IP has always been considered an intangible asset that adds real business value to a business, even in industries that are considered commoditized. Trade secrets, custom processes, patents, and trademarks are all IP of a business that adds value beyond the hard assets, even when this value is often tricky to measure. When I ask farmers how they come up with the value of their business, they often simply add up the sum of their visible assets— land, equipment and buildings. This line of thinking reflects that no value is being placed on the IP generated by the operation.

Experts trying to accurately value a business often look at price-to-book ratios. Price-to-book ratios take the overall market value of the business (i.e. what people are willing to pay) and divide it by the book value (i.e. all of the hard, tangible assets). This is a strong indication that the market rewards something beyond than observable assets.

What is keeping farmers from significantly increasing value of their businesses through IP? Building business value through IP requires a significant investment. Farms (even large, professional operations) have historically invested very little in the right technology tools that would help them develop, document and share their IP.

To answer that question, let’s look at what other industries spend annually on information technology (IT). IT is considered a good proxy for the tools that allow business managers to create and capture IP. While some farms are investing in these areas, it is not yet the norm. As more data continues to stream off the farm, those that can capture it, analyze it, and make these learnings proprietary will greatly benefit. As a result, they will be able to use their labor more productively, utilize their equipment more efficiently and make more data-driven decisions (a topic at the heart of Danny Klinefelter’s Principles for Effective Farms).
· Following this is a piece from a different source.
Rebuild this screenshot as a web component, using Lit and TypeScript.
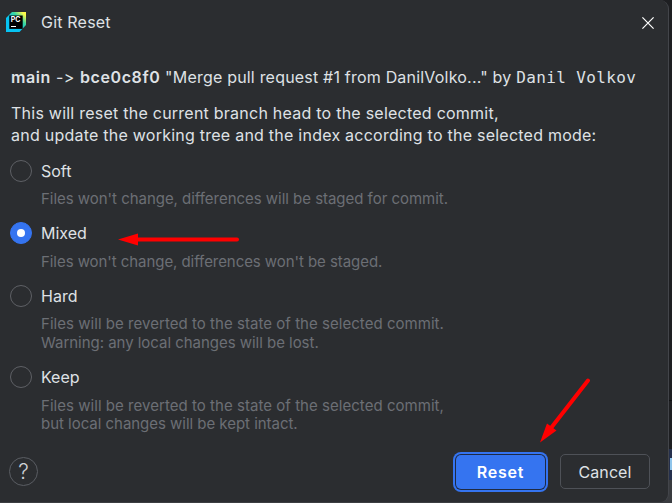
import { LitElement, html, css, svg, nothing } from "lit";
import { customElement, state } from "lit/decorators.js";

const MODES = [
  { id: "soft", label: "Soft", hints: ["Files won't change, differences will be staged for commit."] },
  { id: "mixed", label: "Mixed", hints: ["Files won't change, differences won't be staged."] },
  { id: "hard", label: "Hard", hints: ["Files will be reverted to the state of the selected commit.", "Warning: any local changes will be lost."] },
  { id: "keep", label: "Keep", hints: ["Files will be reverted to the state of the selected commit,", "but local changes will be kept intact."] },
];

@customElement("app-root")
export class AppRoot extends LitElement {
  @state() private mode = "mixed";

  static styles = css`
    :host { display: block; position: relative; width: 672px; height: 503px; overflow: hidden; background: #1e1f22; font-family: Inter, "Liberation Sans", sans-serif; font-size: 16px; color: #dfe1e5; font-feature-settings: "calt" 0; }
    * { box-sizing: border-box; }
    .backdrop { position: absolute; right: 0; top: 0; width: 14px; height: 503px; display: flex; flex-direction: column; }
    .pane { height: 401px; border-bottom: 1px solid #101113; }
    .pane.low { height: 48px; border: 0; }
    .pick { height: 31px; background: #25304d; padding: 9px 0 0 12px; }
    .glyph { display: block; width: 2px; height: 12px; background: #8fc4ea; }
    .rest { flex: 1; background: #393b3f; }
    .dialog { position: relative; width: 669px; height: 503px; background: #2b2d30; border-right: 1px solid #43454a; border-bottom: 1px solid #3c3e42; border-radius: 0 9px 9px 0; display: flex; flex-direction: column; }
    .title { display: flex; align-items: center; height: 44px; padding: 0 14px 0 6px; }
    .logo { display: block; width: 20px; height: 20px; margin-right: 15px; }
    .name { flex: 1; letter-spacing: 0.2px; }
    .close { display: block; width: 12px; height: 12px; margin-top: 2px; }
    .head { padding-left: 11px; margin-top: 22px; height: 22px; line-height: 22px; white-space: pre; display: flex; align-items: baseline; }
    .b { font-weight: 600; letter-spacing: 0.6px; }
    .msg { letter-spacing: 0.2px; }
    .arrow { letter-spacing: 0.5px; }
    .mono { font-family: "DejaVu Sans Mono", monospace; letter-spacing: 0.37px; }
    .desc { padding-left: 11px; margin-top: 14px; line-height: 22px; white-space: pre; letter-spacing: 0.24px; }
    .modes { margin-top: 14px; padding-left: 10px; display: flex; flex-direction: column; gap: 14px; }
    .row { display: flex; align-items: center; height: 22px; gap: 9px; }
    .mode.mixed { margin-top: -0.6px; padding-bottom: 0.6px; }
    .radio { width: 22px; height: 22px; border-radius: 50%; border: 1px solid #5e6065; display: flex; align-items: center; justify-content: center; }
    .radio.on { background: #3574f0; border-color: #3574f0; }
    .dot { width: 8px; height: 8px; border-radius: 50%; background: #fff; }
    .hint { margin: 8px 0 0 31px; font-size: 15px; line-height: 18.5px; color: #6c6f75; white-space: pre; letter-spacing: -0.03px; }
    .mixed .hint { margin-top: 9px; margin-bottom: -1px; letter-spacing: -0.06px; }
    .keep .hint { margin-top: 8.6px; margin-bottom: -0.6px; }
    .hard .line:first-child, .keep .line:first-child { letter-spacing: 0.04px; }
    .foot { display: flex; align-items: center; margin-top: auto; height: 61px; padding: 0 18px 0 9px; }
    .help { width: 29px; height: 29px; border-radius: 50%; border: 1px solid #5a5d63; display: flex; align-items: center; justify-content: center; font-size: 21px; font-weight: 300; color: #ced0d6; margin-right: auto; }
    .btn { border-radius: 5px; display: flex; align-items: center; justify-content: center; }
    .ok { width: 89px; height: 34px; background: #3574f0; box-shadow: 0 0 0 1px #1e2a44, 0 0 0 3px #3574f0; color: #fff; font-weight: 600; letter-spacing: 0.8px; margin-right: 15px; }
    .cancel { width: 90px; height: 35px; border: 1px solid #4e5157; letter-spacing: 0.1px; }
    .marks { position: absolute; left: 0; top: 0; width: 672px; height: 503px; pointer-events: none; }
  `;

  private logo() {
    return html`<svg class="logo" viewBox="0 0 20 20">
      <defs><linearGradient id="g" x1="0" y1="1" x2="1" y2="0"><stop offset="0.4" stop-color="#07c3f2"/><stop offset="0.68" stop-color="#3bd6a0"/><stop offset="0.9" stop-color="#fcf84a"/></linearGradient></defs>
      <path d="M0 6L6 0H20V13L13.500 20H0Z" fill="url(#g)"/>
      <rect x="3.300" y="3.500" width="13.400" height="13.400" fill="#000"/>
      <text x="4.700" y="10" font-size="7" font-weight="700" fill="#fff" font-family="Inter, sans-serif">PC</text>
      <rect x="5" y="14" width="5" height="1" fill="#fff"/>
    </svg>`;
  }

  render() {
    return html`
      <div class="backdrop"><div class="pane"></div><div class="pane low"></div><div class="pick"><i class="glyph"></i></div><div class="rest"></div></div>
      <div class="dialog">
        <div class="title">${this.logo()}<span class="name">Git Reset</span>
          <svg class="close" viewBox="0 0 12 12"><path d="M.4 .4L11.600 11.600M11.600 .4L.4 11.600" stroke="#fff" stroke-width="1.200"/></svg>
        </div>
        <div class="head"><span class="b">main</span><span class="arrow"> -&gt; </span><span class="b">bce0c8f0</span><span class="msg"> "Merge pull request #1 from DanilVolko..." by </span><span class="mono">Danil Volkov</span></div>
        <div class="desc"><div>This will reset the current branch head to the selected commit,</div><div>and update the working tree and the index according to the selected mode:</div></div>
        <div class="modes">
          ${MODES.map((m) => html`<div class="mode ${m.id}" @click=${() => (this.mode = m.id)}>
            <div class="row"><span class="radio ${this.mode === m.id ? "on" : ""}">${this.mode === m.id ? html`<i class="dot"></i>` : nothing}</span><span>${m.label}</span></div>
            <div class="hint">${m.hints.map((h) => html`<div class="line">${h}</div>`)}</div>
          </div>`)}
        </div>
        <div class="foot"><span class="help">?</span><span class="btn ok">Reset</span><span class="btn cancel">Cancel</span></div>
      </div>
      <svg class="marks" viewBox="0 0 672 503">${svg`
        <path d="M134 239.500H237" stroke="#f00" stroke-width="4" stroke-linecap="round"/><path d="M118 239.500L138 233.500V245.500Z" fill="#f00"/>
        <path d="M588 380.500L551 428" stroke="#f00" stroke-width="4" stroke-linecap="round"/><path d="M540 442.500L547 423.500L556.500 430.500Z" fill="#f00"/>`}
      </svg>`;
  }
}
A robust IT system has the potential to directly increase profit through improvements across all aspects of an organization by taking better advantage of the IP that is being created every day. Here are just a few of the ways in which we are seeing Granular customers significantly strengthen their bottom line by generating, storing and protecting their IP:

  • Succession planning. Technology systems help generations pass down knowledge on the land, agronomic practices and management decisions with relative ease. This ensures that the lessons from years of farming the same land get passed on quickly and accurately. More importantly, accurate records can help younger, newer farm managers uncover efficiency gains and growth opportunities.
  • Negotiations. Being able to show what has been done on the farm year over year reflects not only a farmer’s unique management practices but also his or her business objectives and ability to maximize resources. These factors can often result in substantially better terms on operating lines and land agreements, which have very real implications on a farm’s P&L (in the short and long term). Additionally, farmers are more likely to be able include their farm records as part of the overall farm sale and valuation if these records are accurate, professional and easily shareable. Anecdotally, a Granular customer sold some land a few years ago that had very complete field records, and he priced the records at $500 per acre. The buyer did not pay $500, but agreed to pay something around $150 per acre. The buyer felt that the value of trading info within a common platform where the records could be truly leveraged would make them worth it.
  • Profit sharing from “Big Data” opportunities. With the rapid emergence and evolution of ag data companies, some of these will inevitably pursue the business of licensing data to industry suppliers and other third parties. Farmers will be faced with the responsibility—and choice—to partner with companies who properly manage this data and fairly compensates them for it. However, in order to do that, farmers first need to generate, organize and collect the data.